Something that annoys me: the notion that Americans are uniquely racist
October 13, 2008 6 Comments
Everywhere in the world, it seems the American election is news.
While staying at a ramshackle, $5 a night inn on the eastern shore of the small Carribean Island of Trinidad this past July, I met a couple of perfectly nice government workers of Indian descent who wanted right away to talk about it. When they asked whether we liked Obama, I of course said yes.
They smiled at each other knowingly, then one said: Americans don’t know how corrupt African presidents are, which is why they’re willing to vote for one. They knew, they said, because they had African presidents for decades.
I could appreciate their criticisms of their government but not the racist strain of it.
And yet, it is Americans who are pilloried as racists for possibly-maybe-not wanting to elect Obama because of his race, which has not actually been borne out.

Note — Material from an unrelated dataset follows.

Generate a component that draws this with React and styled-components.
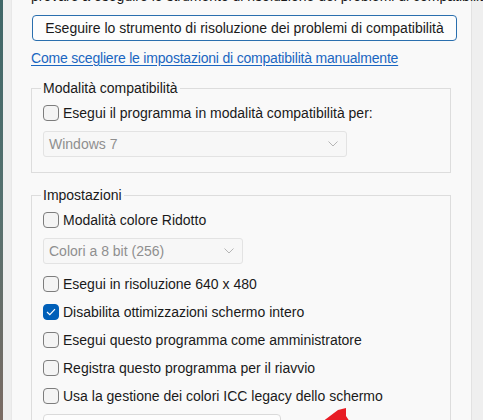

We all have seen the stories that election polls might be over-reporting Obama support because voters would like to appear less racist to pollsters than they are in the voting booth. A friend of mine told me yesterday she read an article that suggested the opposite: that people who are afraid to vocally support a black man would do so in private. Either way, it is counter-productive speculation on the part of the media.

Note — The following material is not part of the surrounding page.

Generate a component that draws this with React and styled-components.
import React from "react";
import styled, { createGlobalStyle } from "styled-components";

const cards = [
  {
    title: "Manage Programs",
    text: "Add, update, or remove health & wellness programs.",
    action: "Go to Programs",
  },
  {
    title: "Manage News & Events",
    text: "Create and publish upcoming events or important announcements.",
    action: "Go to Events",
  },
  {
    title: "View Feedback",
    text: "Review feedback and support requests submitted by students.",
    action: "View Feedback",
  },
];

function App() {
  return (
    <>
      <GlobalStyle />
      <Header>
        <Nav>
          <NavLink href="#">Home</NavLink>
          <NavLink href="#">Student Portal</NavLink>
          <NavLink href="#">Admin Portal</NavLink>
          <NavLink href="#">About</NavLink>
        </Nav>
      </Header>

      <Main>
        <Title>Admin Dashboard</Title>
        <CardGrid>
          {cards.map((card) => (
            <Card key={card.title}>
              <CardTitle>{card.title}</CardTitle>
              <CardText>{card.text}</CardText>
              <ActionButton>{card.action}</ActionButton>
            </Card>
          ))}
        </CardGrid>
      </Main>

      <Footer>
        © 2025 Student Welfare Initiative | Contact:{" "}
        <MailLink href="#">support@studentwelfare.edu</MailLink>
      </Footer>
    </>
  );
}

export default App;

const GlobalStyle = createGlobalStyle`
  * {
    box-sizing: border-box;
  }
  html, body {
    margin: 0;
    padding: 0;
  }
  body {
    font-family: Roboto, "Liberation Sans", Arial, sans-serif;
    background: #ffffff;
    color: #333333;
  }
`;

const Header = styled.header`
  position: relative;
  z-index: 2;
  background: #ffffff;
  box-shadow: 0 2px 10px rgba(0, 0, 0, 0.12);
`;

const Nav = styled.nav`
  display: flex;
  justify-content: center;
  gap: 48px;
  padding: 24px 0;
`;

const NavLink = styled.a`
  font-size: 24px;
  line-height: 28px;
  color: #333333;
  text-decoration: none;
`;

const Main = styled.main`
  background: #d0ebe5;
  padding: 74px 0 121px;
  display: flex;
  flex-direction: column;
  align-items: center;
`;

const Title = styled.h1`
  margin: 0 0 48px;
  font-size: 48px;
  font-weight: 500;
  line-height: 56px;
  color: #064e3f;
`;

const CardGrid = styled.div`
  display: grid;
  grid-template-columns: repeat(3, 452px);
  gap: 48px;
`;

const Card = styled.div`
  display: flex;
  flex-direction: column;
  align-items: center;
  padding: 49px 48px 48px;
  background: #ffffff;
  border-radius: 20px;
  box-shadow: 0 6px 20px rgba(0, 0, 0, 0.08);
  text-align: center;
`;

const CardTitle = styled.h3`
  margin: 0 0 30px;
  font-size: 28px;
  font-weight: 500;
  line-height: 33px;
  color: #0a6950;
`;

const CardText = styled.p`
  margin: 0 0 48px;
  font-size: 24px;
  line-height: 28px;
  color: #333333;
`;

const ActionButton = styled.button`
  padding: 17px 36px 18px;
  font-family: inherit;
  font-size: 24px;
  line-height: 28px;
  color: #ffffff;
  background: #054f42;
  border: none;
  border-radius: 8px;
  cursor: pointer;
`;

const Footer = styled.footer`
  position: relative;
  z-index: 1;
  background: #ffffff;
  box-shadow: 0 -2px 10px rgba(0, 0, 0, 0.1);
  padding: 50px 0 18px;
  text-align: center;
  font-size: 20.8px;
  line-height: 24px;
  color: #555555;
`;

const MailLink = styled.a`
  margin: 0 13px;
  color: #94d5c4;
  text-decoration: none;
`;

For any country to elect a minority is a feat but that it should happen in America is not surprising, given that, in general, this country has been more willing to deal with its racial demons over the past forty-years than our European brethren. Granted, we have a ways to go, but everybody does. Many people have a much longer ways.

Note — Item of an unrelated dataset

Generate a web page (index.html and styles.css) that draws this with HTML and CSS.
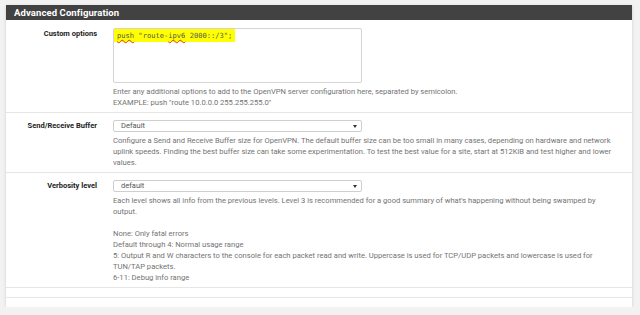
FILE: index.html
```html
<!DOCTYPE html>
<html lang="en">

<head>
    <meta charset="UTF-8">
    <title>Advanced Configuration</title>
    <link rel="stylesheet" href="styles.css">
</head>

<body>
    <div class="panel">
        <div class="panel-heading">Advanced Configuration</div>

        <div class="form-row">
            <label class="row-label">Custom options</label>
            <div class="row-field">
                <div class="textarea"><span class="mark"><span class="spell">push</span> "route-<span class="spell">ipv6</span> 2000::/3";</span></div>
                <div class="help">Enter any additional options to add to the OpenVPN server configuration here, separated by semicolon.<br>EXAMPLE: push "route 10.0.0.0 255.255.255.0"</div>
            </div>
        </div>

        <div class="form-row">
            <label class="row-label">Send/Receive Buffer</label>
            <div class="row-field">
                <div class="select">Default<span class="caret"></span></div>
                <div class="help">Configure a Send and Receive Buffer size for OpenVPN. The default buffer size can be too small in many cases, depending on hardware and network uplink speeds. Finding the best buffer size can take some experimentation. To test the best value for a site, start at 512KiB and test higher and lower values.</div>
            </div>
        </div>

        <div class="form-row">
            <label class="row-label">Verbosity level</label>
            <div class="row-field">
                <div class="select">default<span class="caret"></span></div>
                <div class="help">Each level shows all info from the previous levels. Level 3 is recommended for a good summary of what's happening without being swamped by output.<br><br>None: Only fatal errors<br>Default through 4: Normal usage range<br>5: Output R and W characters to the console for each packet read and write. Uppercase is used for TCP/UDP packets and lowercase is used for TUN/TAP packets.<br>6-11: Debug info range</div>
            </div>
        </div>

        <div class="empty-row"></div>
        <div class="empty-row"></div>
    </div>
</body>

</html>
```

FILE: styles.css
```css
/* CSS styles */
body {
    font-family: Roboto, 'Liberation Sans', sans-serif;
    background-color: #f2f2f2;
    margin: 0;
    padding: 5px 8px 0 6px;
}

.panel {
    background-color: #ffffff;
    box-shadow: 0 1px 3px rgba(0, 0, 0, 0.15);
}

.panel-heading {
    background-color: #424242;
    color: #ffffff;
    font-weight: bold;
    font-size: 9.5px;
    height: 15px;
    line-height: 15px;
    padding-left: 8px;
    letter-spacing: 0.1px;
}

.form-row {
    display: grid;
    grid-template-columns: 91px 1fr;
    column-gap: 16px;
    padding: 7px 12px 4px 0;
    border-top: 1px solid #e6e6e6;
}

.panel-heading + .form-row {
    border-top: none;
    padding-top: 8px;
}

.row-label {
    text-align: right;
    font-weight: bold;
    font-size: 7.5px;
    line-height: 11px;
    color: #222;
}

.textarea {
    width: 247px;
    height: 53px;
    border: 1px solid #d4d4d4;
    border-radius: 2px;
}

.mark {
    display: block;
    width: fit-content;
    white-space: nowrap;
    background-color: #ffff00;
    font-family: 'DejaVu Sans Mono', monospace;
    font-size: 7.1px;
    line-height: 13px;
    color: #555;
    padding: 0 3px 0 3px;
}

.spell {
    text-decoration: underline wavy #e03030;
    text-decoration-thickness: 0.5px;
}

.select {
    position: relative;
    width: 240px;
    height: 10px;
    line-height: 10px;
    border: 1px solid #cfcfcf;
    border-radius: 2px;
    padding-left: 7px;
    font-size: 7.5px;
    color: #555;
}

.caret {
    position: absolute;
    right: 4px;
    top: 4px;
    border-left: 2px solid transparent;
    border-right: 2px solid transparent;
    border-top: 3px solid #333;
}

.help {
    margin-top: 3px;
    font-size: 7.6px;
    line-height: 11px;
    color: #737373;
}

.empty-row {
    height: 9px;
    border-top: 1px solid #e6e6e6;
}
```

Could anyone imagine any European country having a non-white person as president or prime-minister. A person of North African descent in France? A person of Turk descent in Germany? A person of Indian descent in Britain? (Check out the Kirwan Institute blog for more on this). As much as I love Paris, the city’s streets and subways–unlike in New York–were astoundingly racially uniform when I was there, unless maybe you go to the poorest Arrondissements in the northeast.
A New York Times article from June tells a similar story:
Having always thought it was more racially enlightened than strife-torn America, France finds itself facing the prospect that it has actually fallen behind on that score. Incidents like the ones over the weekend bring to mind the rioting that exploded across France three years ago. Since it abolished slavery 160 years ago, the country has officially declared itself to be colorblind — but seeing Mr. Obama, a new generation of French blacks is arguing that it’s high time here for precisely the sort of frank discussions that in America have preceded the nomination of a major black candidate.
If anything, Obama can serve as motivation for Europe.